Collected material:
::::

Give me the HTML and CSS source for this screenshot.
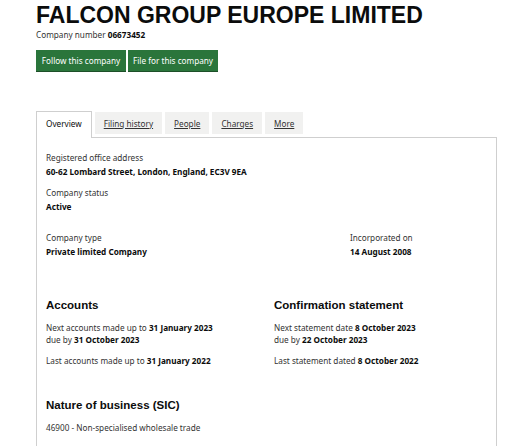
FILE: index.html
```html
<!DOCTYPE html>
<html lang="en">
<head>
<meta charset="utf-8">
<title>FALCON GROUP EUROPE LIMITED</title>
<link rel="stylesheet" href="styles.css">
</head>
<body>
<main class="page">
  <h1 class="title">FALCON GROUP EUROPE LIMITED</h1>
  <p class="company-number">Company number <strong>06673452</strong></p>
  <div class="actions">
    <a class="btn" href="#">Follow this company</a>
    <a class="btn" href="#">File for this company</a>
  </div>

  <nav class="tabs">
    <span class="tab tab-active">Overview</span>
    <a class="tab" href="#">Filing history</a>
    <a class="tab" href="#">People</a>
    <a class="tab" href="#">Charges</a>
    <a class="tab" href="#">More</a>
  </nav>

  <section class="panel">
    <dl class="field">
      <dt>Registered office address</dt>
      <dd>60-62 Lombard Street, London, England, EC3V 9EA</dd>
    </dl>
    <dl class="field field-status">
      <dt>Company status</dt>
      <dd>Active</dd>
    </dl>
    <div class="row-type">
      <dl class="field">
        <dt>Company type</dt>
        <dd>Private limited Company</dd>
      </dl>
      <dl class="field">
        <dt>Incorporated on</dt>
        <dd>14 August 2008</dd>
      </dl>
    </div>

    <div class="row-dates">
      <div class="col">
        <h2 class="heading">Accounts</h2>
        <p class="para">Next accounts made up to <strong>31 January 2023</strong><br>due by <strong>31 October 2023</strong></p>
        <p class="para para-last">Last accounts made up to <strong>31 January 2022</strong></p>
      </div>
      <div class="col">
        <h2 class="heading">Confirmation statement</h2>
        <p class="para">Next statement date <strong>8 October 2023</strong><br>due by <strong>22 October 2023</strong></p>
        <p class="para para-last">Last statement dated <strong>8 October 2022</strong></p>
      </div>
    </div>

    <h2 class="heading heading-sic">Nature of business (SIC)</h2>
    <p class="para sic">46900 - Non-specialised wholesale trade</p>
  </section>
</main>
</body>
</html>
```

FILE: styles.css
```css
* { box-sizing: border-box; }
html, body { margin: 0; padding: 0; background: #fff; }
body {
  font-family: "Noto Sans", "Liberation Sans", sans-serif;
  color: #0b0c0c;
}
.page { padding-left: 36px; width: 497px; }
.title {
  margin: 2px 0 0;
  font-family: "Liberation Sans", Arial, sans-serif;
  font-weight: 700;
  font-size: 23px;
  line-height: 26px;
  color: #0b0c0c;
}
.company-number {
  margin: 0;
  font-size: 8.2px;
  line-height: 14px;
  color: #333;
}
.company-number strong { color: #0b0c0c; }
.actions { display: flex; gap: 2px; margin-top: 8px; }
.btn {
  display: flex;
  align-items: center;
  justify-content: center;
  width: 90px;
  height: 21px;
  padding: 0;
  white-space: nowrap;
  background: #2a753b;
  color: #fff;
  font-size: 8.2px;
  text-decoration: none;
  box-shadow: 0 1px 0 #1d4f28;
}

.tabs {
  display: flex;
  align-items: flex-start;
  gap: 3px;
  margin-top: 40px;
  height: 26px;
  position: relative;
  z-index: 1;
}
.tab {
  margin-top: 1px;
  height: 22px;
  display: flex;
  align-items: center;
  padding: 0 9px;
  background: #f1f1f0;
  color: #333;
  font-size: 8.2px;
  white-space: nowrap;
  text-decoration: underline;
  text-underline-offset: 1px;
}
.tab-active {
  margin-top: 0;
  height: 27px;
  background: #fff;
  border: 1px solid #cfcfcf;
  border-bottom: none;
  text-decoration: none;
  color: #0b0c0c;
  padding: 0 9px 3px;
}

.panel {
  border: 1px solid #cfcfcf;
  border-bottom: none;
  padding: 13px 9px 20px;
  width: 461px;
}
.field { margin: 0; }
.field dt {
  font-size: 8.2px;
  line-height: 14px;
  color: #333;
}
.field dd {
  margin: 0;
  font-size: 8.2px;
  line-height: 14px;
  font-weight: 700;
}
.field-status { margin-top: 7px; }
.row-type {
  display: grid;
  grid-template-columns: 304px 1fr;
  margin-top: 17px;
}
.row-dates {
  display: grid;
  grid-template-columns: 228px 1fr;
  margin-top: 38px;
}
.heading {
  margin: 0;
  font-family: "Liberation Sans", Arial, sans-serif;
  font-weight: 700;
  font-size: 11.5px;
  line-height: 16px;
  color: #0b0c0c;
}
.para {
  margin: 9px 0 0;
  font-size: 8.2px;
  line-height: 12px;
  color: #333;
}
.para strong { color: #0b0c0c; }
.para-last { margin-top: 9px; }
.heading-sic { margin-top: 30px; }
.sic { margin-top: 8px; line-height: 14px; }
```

::::

What you are asked to do:
Quote the material word for word, dropping any images it holds.

Reply:
Give me the HTML and CSS source for this screenshot.
FILE: index.html
```html
<!DOCTYPE html>
<html lang="en">
<head>
<meta charset="utf-8">
<title>FALCON GROUP EUROPE LIMITED</title>
<link rel="stylesheet" href="styles.css">
</head>
<body>
<main class="page">
  <h1 class="title">FALCON GROUP EUROPE LIMITED</h1>
  <p class="company-number">Company number <strong>06673452</strong></p>
  <div class="actions">
    <a class="btn" href="#">Follow this company</a>
    <a class="btn" href="#">File for this company</a>
  </div>

  <nav class="tabs">
    <span class="tab tab-active">Overview</span>
    <a class="tab" href="#">Filing history</a>
    <a class="tab" href="#">People</a>
    <a class="tab" href="#">Charges</a>
    <a class="tab" href="#">More</a>
  </nav>

  <section class="panel">
    <dl class="field">
      <dt>Registered office address</dt>
      <dd>60-62 Lombard Street, London, England, EC3V 9EA</dd>
    </dl>
    <dl class="field field-status">
      <dt>Company status</dt>
      <dd>Active</dd>
    </dl>
    <div class="row-type">
      <dl class="field">
        <dt>Company type</dt>
        <dd>Private limited Company</dd>
      </dl>
      <dl class="field">
        <dt>Incorporated on</dt>
        <dd>14 August 2008</dd>
      </dl>
    </div>

    <div class="row-dates">
      <div class="col">
        <h2 class="heading">Accounts</h2>
        <p class="para">Next accounts made up to <strong>31 January 2023</strong><br>due by <strong>31 October 2023</strong></p>
        <p class="para para-last">Last accounts made up to <strong>31 January 2022</strong></p>
      </div>
      <div class="col">
        <h2 class="heading">Confirmation statement</h2>
        <p class="para">Next statement date <strong>8 October 2023</strong><br>due by <strong>22 October 2023</strong></p>
        <p class="para para-last">Last statement dated <strong>8 October 2022</strong></p>
      </div>
    </div>

    <h2 class="heading heading-sic">Nature of business (SIC)</h2>
    <p class="para sic">46900 - Non-specialised wholesale trade</p>
  </section>
</main>
</body>
</html>
```

FILE: styles.css
```css
* { box-sizing: border-box; }
html, body { margin: 0; padding: 0; background: #fff; }
body {
  font-family: "Noto Sans", "Liberation Sans", sans-serif;
  color: #0b0c0c;
}
.page { padding-left: 36px; width: 497px; }
.title {
  margin: 2px 0 0;
  font-family: "Liberation Sans", Arial, sans-serif;
  font-weight: 700;
  font-size: 23px;
  line-height: 26px;
  color: #0b0c0c;
}
.company-number {
  margin: 0;
  font-size: 8.2px;
  line-height: 14px;
  color: #333;
}
.company-number strong { color: #0b0c0c; }
.actions { display: flex; gap: 2px; margin-top: 8px; }
.btn {
  display: flex;
  align-items: center;
  justify-content: center;
  width: 90px;
  height: 21px;
  padding: 0;
  white-space: nowrap;
  background: #2a753b;
  color: #fff;
  font-size: 8.2px;
  text-decoration: none;
  box-shadow: 0 1px 0 #1d4f28;
}

.tabs {
  display: flex;
  align-items: flex-start;
  gap: 3px;
  margin-top: 40px;
  height: 26px;
  position: relative;
  z-index: 1;
}
.tab {
  margin-top: 1px;
  height: 22px;
  display: flex;
  align-items: center;
  padding: 0 9px;
  background: #f1f1f0;
  color: #333;
  font-size: 8.2px;
  white-space: nowrap;
  text-decoration: underline;
  text-underline-offset: 1px;
}
.tab-active {
  margin-top: 0;
  height: 27px;
  background: #fff;
  border: 1px solid #cfcfcf;
  border-bottom: none;
  text-decoration: none;
  color: #0b0c0c;
  padding: 0 9px 3px;
}

.panel {
  border: 1px solid #cfcfcf;
  border-bottom: none;
  padding: 13px 9px 20px;
  width: 461px;
}
.field { margin: 0; }
.field dt {
  font-size: 8.2px;
  line-height: 14px;
  color: #333;
}
.field dd {
  margin: 0;
  font-size: 8.2px;
  line-height: 14px;
  font-weight: 700;
}
.field-status { margin-top: 7px; }
.row-type {
  display: grid;
  grid-template-columns: 304px 1fr;
  margin-top: 17px;
}
.row-dates {
  display: grid;
  grid-template-columns: 228px 1fr;
  margin-top: 38px;
}
.heading {
  margin: 0;
  font-family: "Liberation Sans", Arial, sans-serif;
  font-weight: 700;
  font-size: 11.5px;
  line-height: 16px;
  color: #0b0c0c;
}
.para {
  margin: 9px 0 0;
  font-size: 8.2px;
  line-height: 12px;
  color: #333;
}
.para strong { color: #0b0c0c; }
.para-last { margin-top: 9px; }
.heading-sic { margin-top: 30px; }
.sic { margin-top: 8px; line-height: 14px; }
```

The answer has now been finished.